By Ed Waldrep
FSA (Fan Swept Area) is the area of the opening where the air goes through the fan. In other words, find the area of the entire face of the fan, the subract the area of the motor/spinner/hub, the result is the FSA.
Here's an example
WeMoTec Mini fan 480
Fan Shroud ID 2.715"
Motor tube OD 1.27"
Max Area 5.79 sq. in.
Motor tube area 1.27 sq. in.
Fan swept area 4.52 sq. in[U].
Tailcone diam. 100% 2.4"
Tailcone diam. 95% 2.28"
Tailcone diam. 90% 2.16"
The inlets may look quite small but if you measure and calculate the area you may find plenty of area. 100% of the FSA is the goal, a bit under you'll be ok, a bit larger is OK. You can go way above that and possibly improve static thrust, but too large and the scale looks begin to suffer (look at the huge nacelles on the GWS Me 262 and you'll see what I mean, they're way oversized) and there's increased drag at higher speeds because too much air is going in.
For exhaust aim for about 85 to 90 percent of the FSA.
Another thing to consider is the fan location. For most fighter type edfs, with the battery in the nose under a hatch, the fan needs to be placed with it's face toward the trailing edge of the wing. A fan access hatch on the bottom of the airplane usually looks better than one on the top.
Also, the battery mounting area up front should be made as long as possible to allow room for different sizes, lengths, and weights of batteries to be used. Some users will want to upgrade the power and making a small opening for only one size of battery that can't be moved makes upgrading difficult, a heavier battery would cause problems with balance.

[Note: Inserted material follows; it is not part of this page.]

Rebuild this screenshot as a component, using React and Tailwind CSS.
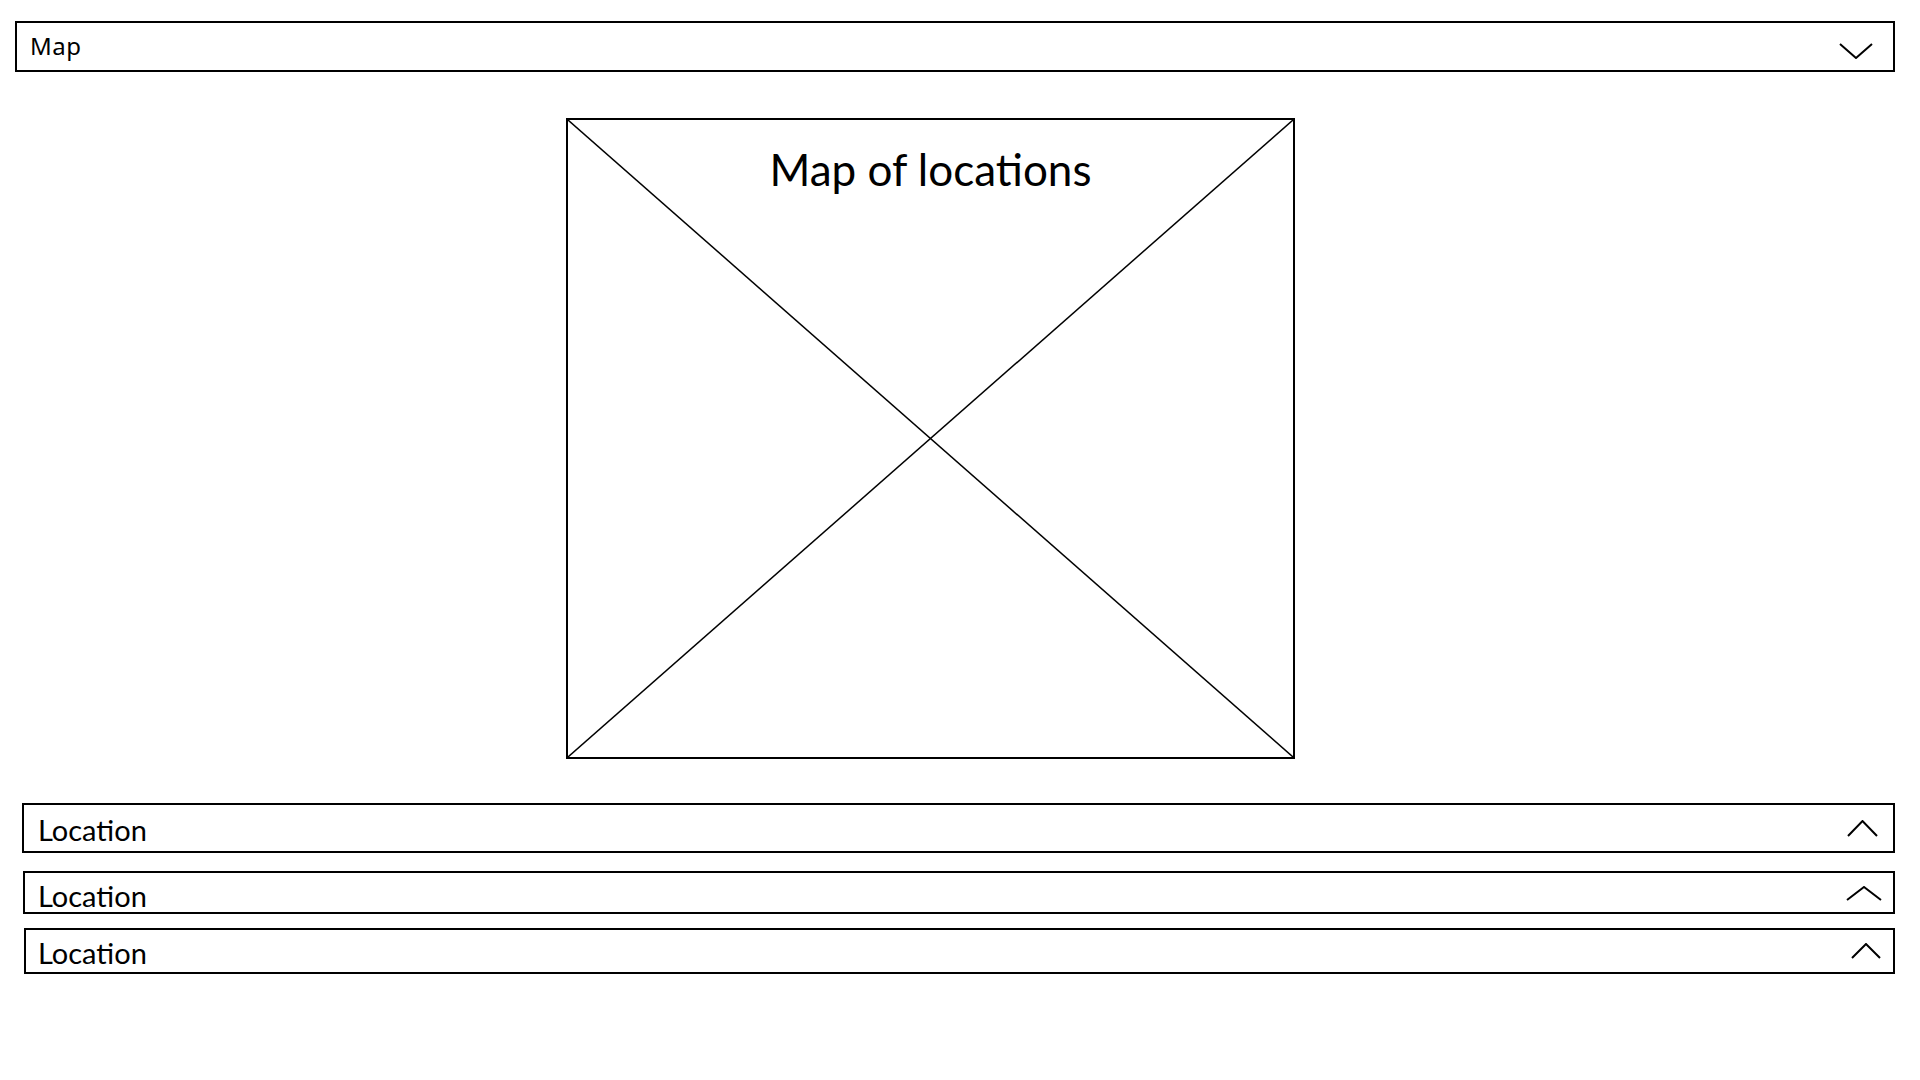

Another factor is inlet ducting....it should be kept far apart until mid wing, then it should come together to meet at the fan. The reasoning is this will allow room between the ducting for a battery to slide farther back to achieve proper balance. A stock size battery may not need to go back that far, but with a power upgrade a heavier battery may be needed. However, you still need to make room for retracts on the outside, so there must be some room between the outside of the fuselage and the ducting, so back from the inlets in the front the ducting can head toward the center of the airplane but not at a really sharp angle, then once you get past the rearmost end of a battery the ducting can make another turn toward the center of the airplane and join in front of the fan. Avoiding sharp turns is important, make gradual turns if possible. With molded foam this is easily achievable.